» WHAT THE TASK REQUIRES
Count the lines in the data below where the string "React" occurs, please, and give the number alone.

» INFORMATION SHOWN
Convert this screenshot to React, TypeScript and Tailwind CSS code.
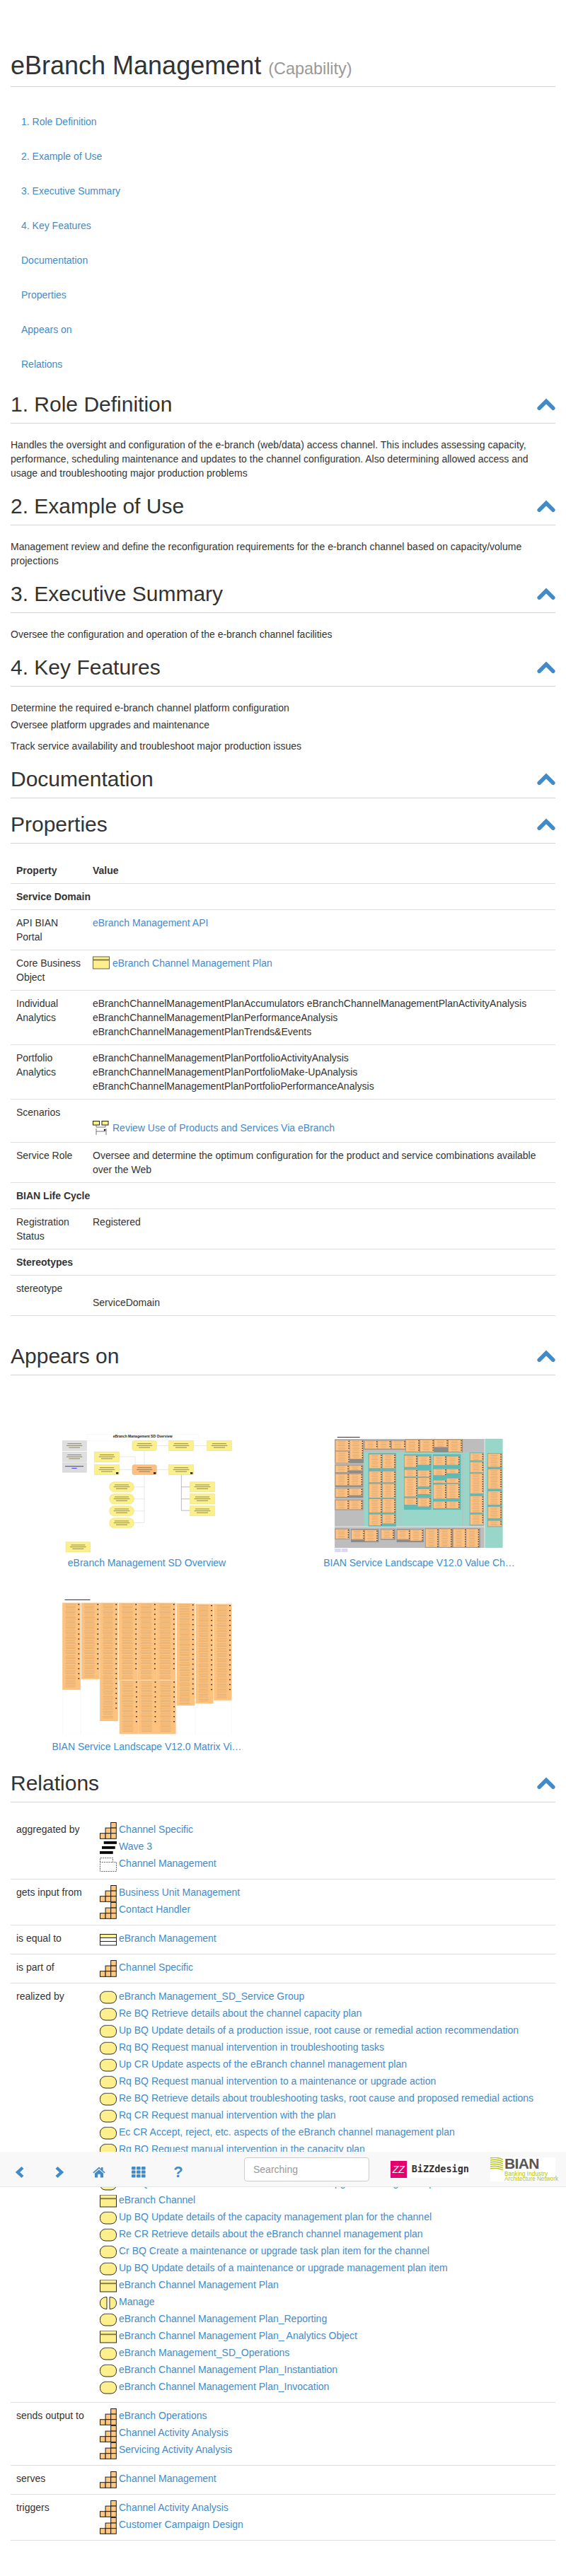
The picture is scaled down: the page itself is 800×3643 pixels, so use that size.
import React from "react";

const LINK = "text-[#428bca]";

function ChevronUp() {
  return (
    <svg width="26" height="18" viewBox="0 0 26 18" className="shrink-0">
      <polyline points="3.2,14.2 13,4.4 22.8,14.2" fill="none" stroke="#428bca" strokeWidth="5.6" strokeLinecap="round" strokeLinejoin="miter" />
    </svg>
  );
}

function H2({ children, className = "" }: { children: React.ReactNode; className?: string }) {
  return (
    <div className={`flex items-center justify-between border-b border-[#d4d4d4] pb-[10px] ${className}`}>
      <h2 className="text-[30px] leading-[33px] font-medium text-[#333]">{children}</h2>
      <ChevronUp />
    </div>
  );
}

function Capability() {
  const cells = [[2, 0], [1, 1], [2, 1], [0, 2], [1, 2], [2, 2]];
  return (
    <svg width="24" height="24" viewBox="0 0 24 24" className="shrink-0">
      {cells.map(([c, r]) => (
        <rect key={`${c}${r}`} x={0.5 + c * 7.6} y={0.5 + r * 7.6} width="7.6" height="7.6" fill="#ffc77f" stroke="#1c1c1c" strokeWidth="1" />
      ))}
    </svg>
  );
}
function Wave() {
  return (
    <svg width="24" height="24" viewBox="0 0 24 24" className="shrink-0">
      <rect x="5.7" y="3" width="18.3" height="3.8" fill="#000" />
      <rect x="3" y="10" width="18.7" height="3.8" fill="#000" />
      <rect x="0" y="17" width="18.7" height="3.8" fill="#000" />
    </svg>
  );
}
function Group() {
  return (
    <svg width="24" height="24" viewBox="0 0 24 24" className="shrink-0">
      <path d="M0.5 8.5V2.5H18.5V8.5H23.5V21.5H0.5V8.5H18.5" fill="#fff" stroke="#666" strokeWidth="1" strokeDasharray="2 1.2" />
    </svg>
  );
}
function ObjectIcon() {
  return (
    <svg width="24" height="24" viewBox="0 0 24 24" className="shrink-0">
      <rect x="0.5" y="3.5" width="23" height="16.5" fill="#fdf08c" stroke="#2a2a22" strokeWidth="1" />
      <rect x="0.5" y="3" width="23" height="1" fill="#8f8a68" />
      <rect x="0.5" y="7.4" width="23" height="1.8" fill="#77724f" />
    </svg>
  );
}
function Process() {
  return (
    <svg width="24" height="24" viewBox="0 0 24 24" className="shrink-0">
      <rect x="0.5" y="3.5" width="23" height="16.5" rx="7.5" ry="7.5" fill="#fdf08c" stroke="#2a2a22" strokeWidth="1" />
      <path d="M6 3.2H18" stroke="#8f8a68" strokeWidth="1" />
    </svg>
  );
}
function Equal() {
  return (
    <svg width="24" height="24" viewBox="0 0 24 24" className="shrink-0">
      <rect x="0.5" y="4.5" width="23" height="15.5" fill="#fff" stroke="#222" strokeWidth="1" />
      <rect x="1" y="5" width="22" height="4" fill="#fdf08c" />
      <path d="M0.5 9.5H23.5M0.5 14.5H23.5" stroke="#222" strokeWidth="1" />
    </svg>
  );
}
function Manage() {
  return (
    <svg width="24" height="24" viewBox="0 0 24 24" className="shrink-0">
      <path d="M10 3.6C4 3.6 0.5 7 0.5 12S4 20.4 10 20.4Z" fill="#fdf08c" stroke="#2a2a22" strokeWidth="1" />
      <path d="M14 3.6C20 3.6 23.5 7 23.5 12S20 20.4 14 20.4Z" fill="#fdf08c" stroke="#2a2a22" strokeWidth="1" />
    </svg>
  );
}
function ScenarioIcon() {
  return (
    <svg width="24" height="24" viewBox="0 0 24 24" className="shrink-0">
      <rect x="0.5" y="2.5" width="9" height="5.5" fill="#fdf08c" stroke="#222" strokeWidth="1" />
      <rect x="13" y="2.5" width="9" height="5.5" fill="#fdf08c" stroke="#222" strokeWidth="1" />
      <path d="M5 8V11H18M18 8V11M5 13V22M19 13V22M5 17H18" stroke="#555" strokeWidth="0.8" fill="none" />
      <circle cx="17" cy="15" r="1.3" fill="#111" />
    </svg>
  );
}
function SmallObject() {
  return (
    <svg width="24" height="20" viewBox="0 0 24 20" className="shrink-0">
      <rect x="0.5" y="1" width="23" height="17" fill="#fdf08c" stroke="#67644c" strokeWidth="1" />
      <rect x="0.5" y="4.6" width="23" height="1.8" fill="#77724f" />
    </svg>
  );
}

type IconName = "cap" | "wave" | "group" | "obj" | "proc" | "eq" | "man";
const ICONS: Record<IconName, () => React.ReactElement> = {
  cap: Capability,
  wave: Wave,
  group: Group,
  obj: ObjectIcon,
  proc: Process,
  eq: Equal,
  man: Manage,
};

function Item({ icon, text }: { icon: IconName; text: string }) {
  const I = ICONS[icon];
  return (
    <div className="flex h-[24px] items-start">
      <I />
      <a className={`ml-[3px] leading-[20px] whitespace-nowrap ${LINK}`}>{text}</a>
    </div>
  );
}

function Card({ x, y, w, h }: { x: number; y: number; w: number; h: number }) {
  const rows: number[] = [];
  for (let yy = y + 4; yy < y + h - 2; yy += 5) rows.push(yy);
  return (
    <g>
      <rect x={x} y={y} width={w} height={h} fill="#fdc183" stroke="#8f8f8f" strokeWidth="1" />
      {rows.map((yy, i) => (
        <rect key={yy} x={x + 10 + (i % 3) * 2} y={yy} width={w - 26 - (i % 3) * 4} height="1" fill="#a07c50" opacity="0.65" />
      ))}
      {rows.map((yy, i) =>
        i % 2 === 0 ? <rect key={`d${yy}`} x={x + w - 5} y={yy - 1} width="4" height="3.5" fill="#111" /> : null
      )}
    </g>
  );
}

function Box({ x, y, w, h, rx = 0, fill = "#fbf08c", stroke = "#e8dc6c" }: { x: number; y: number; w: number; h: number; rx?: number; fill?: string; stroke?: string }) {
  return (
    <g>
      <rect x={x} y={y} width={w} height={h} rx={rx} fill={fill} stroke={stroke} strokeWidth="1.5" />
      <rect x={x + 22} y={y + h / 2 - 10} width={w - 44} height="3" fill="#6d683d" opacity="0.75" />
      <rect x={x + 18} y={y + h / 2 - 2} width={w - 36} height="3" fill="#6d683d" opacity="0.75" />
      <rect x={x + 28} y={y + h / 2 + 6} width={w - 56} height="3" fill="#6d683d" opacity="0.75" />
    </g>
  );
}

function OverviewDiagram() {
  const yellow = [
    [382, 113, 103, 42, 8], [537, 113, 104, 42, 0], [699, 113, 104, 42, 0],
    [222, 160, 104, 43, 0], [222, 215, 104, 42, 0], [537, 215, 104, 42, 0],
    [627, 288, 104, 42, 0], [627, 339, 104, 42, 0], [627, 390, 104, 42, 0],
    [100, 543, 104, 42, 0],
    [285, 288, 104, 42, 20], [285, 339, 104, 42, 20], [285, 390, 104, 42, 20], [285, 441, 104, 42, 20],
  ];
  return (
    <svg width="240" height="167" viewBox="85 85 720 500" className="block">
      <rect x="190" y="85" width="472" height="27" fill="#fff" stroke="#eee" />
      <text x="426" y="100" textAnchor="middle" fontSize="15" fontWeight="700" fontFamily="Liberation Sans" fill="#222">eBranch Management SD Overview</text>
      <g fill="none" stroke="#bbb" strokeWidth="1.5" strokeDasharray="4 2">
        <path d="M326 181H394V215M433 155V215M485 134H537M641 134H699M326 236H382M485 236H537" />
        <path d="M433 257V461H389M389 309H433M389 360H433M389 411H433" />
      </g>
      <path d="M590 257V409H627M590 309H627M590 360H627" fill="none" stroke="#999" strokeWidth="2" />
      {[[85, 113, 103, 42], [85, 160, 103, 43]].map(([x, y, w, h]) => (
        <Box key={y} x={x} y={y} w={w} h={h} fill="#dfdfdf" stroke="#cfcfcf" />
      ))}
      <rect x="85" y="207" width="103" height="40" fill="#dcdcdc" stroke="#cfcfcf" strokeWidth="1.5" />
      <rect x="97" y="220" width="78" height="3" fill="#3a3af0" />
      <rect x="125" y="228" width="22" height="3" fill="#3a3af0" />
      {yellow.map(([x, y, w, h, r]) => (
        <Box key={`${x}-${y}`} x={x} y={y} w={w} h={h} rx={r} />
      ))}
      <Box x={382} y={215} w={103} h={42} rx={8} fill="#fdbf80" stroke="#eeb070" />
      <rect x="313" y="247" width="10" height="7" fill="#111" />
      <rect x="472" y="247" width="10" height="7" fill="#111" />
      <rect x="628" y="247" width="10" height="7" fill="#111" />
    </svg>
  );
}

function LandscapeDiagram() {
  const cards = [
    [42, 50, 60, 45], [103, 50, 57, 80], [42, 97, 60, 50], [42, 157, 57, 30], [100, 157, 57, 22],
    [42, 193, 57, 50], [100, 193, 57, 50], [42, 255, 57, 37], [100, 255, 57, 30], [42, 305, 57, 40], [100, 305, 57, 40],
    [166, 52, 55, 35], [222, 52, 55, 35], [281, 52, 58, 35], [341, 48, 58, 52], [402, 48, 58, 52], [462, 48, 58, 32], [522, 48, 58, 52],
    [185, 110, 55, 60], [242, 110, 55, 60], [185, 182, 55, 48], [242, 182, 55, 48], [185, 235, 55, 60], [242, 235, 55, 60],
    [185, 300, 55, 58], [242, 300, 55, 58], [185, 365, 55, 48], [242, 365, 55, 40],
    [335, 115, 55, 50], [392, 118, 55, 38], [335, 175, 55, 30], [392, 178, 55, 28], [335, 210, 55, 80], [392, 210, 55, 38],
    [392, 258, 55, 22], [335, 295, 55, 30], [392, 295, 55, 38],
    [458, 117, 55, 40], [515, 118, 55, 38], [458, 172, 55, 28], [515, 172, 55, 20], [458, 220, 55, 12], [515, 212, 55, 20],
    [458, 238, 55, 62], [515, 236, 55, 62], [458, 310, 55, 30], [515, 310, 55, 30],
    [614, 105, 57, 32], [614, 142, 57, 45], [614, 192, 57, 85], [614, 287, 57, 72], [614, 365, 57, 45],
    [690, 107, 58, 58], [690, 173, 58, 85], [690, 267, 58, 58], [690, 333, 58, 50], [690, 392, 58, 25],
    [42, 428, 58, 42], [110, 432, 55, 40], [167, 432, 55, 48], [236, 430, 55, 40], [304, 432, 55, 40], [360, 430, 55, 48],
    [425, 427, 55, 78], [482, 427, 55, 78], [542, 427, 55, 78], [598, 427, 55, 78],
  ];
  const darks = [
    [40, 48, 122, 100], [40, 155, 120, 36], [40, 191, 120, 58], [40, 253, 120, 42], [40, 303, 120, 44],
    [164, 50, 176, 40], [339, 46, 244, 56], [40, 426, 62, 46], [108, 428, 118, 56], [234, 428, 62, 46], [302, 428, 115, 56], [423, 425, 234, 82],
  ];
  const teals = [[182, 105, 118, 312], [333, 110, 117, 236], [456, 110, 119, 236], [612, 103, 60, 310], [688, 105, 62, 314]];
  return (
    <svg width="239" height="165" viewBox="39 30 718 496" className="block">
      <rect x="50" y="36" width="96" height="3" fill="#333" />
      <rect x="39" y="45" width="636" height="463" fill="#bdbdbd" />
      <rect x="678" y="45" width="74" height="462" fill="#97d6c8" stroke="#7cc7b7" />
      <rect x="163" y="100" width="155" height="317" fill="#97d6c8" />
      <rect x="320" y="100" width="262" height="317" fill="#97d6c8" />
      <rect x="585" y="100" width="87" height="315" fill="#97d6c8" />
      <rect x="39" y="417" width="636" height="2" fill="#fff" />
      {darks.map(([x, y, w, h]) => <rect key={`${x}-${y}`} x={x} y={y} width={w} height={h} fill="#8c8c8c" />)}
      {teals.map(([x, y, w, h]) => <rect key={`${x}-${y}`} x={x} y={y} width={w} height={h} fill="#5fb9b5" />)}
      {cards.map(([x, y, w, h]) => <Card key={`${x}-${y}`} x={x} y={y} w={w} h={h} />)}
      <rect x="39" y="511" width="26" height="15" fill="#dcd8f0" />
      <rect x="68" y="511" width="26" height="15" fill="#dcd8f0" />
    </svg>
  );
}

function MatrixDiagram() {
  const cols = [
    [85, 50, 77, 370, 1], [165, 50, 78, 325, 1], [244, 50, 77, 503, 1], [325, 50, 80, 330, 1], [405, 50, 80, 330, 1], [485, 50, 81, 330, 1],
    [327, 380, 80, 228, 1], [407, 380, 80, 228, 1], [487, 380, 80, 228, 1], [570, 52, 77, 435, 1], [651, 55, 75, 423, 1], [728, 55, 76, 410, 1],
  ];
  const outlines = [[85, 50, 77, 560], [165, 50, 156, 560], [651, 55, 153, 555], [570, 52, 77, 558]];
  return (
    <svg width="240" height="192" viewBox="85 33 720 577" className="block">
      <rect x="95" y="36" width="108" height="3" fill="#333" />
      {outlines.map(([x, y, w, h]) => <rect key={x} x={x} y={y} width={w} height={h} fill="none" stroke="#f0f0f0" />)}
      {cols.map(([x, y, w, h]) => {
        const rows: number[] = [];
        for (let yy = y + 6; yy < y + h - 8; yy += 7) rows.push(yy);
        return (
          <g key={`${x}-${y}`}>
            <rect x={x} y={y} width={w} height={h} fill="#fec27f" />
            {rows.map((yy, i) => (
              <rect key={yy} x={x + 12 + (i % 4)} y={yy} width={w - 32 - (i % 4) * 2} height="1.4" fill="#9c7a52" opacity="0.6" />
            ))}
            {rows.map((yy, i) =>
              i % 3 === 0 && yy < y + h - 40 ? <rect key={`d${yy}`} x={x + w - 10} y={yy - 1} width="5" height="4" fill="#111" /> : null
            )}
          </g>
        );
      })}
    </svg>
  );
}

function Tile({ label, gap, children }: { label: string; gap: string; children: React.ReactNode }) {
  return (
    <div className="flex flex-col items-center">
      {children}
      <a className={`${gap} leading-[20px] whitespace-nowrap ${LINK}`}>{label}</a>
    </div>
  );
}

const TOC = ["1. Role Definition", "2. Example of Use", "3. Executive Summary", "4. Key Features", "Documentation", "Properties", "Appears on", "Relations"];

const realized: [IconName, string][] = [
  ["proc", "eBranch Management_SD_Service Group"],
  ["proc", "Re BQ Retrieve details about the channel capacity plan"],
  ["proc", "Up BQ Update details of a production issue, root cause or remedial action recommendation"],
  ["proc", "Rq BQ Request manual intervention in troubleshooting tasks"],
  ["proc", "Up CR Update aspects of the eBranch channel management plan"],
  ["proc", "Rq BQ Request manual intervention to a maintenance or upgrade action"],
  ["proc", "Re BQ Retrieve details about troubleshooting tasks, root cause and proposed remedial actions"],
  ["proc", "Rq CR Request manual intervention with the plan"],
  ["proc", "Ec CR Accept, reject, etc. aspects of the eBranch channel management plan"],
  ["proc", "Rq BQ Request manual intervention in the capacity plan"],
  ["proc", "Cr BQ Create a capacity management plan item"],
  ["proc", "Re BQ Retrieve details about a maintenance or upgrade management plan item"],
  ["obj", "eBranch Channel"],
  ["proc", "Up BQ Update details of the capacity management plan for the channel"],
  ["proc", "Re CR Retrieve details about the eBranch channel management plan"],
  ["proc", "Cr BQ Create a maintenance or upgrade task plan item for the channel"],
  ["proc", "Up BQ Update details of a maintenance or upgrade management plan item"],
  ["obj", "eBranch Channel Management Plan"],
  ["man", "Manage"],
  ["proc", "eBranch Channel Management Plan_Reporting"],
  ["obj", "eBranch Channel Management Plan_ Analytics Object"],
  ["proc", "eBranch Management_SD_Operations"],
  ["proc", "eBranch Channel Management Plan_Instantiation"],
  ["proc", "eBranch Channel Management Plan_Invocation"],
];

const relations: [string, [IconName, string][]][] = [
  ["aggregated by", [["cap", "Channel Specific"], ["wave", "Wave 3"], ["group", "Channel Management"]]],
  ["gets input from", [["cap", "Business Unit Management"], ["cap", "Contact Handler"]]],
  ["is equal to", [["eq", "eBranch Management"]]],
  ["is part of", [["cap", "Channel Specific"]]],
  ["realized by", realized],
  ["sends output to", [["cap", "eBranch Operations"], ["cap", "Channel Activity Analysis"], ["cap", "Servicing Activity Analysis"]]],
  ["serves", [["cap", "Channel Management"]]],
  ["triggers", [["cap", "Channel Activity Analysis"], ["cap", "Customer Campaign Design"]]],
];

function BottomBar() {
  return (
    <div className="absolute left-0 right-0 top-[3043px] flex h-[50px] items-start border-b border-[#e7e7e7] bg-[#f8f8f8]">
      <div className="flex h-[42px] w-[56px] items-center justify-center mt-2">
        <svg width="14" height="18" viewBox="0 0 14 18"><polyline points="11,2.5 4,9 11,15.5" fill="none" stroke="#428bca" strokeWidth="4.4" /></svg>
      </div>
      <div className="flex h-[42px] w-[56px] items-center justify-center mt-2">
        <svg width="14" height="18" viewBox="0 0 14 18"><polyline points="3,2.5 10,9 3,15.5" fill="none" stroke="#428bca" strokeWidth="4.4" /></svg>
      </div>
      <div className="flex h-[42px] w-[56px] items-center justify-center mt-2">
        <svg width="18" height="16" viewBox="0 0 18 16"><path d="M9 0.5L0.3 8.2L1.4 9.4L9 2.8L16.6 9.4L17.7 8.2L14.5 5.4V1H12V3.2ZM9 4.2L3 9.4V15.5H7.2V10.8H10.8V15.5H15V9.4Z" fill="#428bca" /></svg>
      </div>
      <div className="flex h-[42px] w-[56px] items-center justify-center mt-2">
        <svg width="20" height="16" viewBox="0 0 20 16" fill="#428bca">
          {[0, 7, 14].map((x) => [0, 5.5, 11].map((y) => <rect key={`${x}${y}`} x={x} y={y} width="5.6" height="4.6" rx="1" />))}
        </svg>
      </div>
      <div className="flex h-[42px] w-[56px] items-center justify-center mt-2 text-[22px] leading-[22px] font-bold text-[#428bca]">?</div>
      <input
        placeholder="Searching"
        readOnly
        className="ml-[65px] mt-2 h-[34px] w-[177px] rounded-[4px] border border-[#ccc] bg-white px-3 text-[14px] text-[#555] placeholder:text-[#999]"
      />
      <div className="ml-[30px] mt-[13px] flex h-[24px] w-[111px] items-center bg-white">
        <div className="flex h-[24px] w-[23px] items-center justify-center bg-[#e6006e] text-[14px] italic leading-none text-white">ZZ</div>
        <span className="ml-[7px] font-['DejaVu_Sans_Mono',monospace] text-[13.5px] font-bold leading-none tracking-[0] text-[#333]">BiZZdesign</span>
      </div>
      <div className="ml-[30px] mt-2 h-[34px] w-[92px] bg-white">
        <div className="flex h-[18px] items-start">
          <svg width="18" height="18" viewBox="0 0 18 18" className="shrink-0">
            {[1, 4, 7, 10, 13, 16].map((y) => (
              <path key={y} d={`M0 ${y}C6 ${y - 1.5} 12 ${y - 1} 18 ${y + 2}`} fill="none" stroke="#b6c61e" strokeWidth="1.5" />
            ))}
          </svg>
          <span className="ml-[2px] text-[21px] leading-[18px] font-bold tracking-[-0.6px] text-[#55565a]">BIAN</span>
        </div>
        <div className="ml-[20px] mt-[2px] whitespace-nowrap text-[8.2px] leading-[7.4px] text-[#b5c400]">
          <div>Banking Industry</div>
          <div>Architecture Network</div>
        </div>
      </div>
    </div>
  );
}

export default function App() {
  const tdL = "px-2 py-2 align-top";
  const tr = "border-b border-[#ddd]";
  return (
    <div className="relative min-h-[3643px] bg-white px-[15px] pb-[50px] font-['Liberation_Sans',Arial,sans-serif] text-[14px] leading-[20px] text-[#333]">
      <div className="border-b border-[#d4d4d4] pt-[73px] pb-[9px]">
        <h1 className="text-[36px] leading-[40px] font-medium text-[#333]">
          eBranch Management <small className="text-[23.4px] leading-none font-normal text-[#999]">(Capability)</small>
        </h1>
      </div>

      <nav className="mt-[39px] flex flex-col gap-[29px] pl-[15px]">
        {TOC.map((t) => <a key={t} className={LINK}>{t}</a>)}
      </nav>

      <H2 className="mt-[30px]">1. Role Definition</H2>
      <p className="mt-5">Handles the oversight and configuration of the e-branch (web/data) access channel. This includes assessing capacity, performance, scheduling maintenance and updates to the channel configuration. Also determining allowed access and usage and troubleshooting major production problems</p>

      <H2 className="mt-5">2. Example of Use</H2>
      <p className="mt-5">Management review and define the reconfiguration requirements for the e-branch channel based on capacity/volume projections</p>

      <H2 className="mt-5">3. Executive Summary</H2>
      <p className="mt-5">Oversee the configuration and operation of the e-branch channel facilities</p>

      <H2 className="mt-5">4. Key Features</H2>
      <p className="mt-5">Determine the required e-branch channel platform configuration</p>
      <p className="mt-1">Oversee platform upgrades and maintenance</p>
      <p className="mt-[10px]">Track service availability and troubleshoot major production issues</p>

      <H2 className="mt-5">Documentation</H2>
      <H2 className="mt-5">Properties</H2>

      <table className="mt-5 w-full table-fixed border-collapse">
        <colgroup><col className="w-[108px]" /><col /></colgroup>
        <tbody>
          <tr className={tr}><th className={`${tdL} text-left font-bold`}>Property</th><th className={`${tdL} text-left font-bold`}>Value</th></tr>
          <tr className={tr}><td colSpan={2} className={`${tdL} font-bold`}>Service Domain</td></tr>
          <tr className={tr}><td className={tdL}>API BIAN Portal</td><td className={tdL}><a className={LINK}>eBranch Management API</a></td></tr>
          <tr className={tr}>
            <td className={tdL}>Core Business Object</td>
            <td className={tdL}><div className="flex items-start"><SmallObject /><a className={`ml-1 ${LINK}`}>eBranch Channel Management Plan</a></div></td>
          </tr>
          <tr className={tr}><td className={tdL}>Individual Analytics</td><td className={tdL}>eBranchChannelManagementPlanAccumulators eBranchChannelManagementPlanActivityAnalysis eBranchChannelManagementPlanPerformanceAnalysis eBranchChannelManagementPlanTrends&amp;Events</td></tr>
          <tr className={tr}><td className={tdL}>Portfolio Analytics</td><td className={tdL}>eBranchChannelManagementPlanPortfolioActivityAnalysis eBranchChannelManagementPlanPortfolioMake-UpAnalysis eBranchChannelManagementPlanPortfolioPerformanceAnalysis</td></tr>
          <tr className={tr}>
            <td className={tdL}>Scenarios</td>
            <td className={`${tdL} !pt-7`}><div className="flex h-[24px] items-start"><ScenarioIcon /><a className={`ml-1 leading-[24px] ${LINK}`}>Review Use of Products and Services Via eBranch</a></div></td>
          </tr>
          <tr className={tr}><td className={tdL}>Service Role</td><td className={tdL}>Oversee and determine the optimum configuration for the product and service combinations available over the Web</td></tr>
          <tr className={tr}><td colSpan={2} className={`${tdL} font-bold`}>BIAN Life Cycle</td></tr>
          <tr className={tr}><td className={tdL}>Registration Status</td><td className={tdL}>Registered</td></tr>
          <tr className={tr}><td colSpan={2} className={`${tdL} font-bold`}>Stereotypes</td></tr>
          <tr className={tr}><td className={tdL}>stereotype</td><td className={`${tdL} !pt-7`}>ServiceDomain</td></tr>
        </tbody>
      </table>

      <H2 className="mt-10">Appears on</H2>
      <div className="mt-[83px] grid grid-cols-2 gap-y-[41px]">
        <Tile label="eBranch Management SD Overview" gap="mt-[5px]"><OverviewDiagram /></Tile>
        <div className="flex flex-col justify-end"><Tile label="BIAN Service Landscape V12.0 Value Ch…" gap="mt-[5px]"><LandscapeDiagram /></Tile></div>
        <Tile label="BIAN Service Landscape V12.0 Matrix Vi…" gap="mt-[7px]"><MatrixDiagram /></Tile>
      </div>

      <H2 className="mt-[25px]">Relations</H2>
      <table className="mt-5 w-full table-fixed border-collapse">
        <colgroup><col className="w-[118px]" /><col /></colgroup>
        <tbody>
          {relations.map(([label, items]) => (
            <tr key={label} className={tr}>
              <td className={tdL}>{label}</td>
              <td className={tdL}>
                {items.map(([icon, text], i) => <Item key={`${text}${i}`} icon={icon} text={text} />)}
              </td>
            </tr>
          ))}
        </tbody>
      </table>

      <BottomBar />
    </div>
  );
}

» ANSWER
5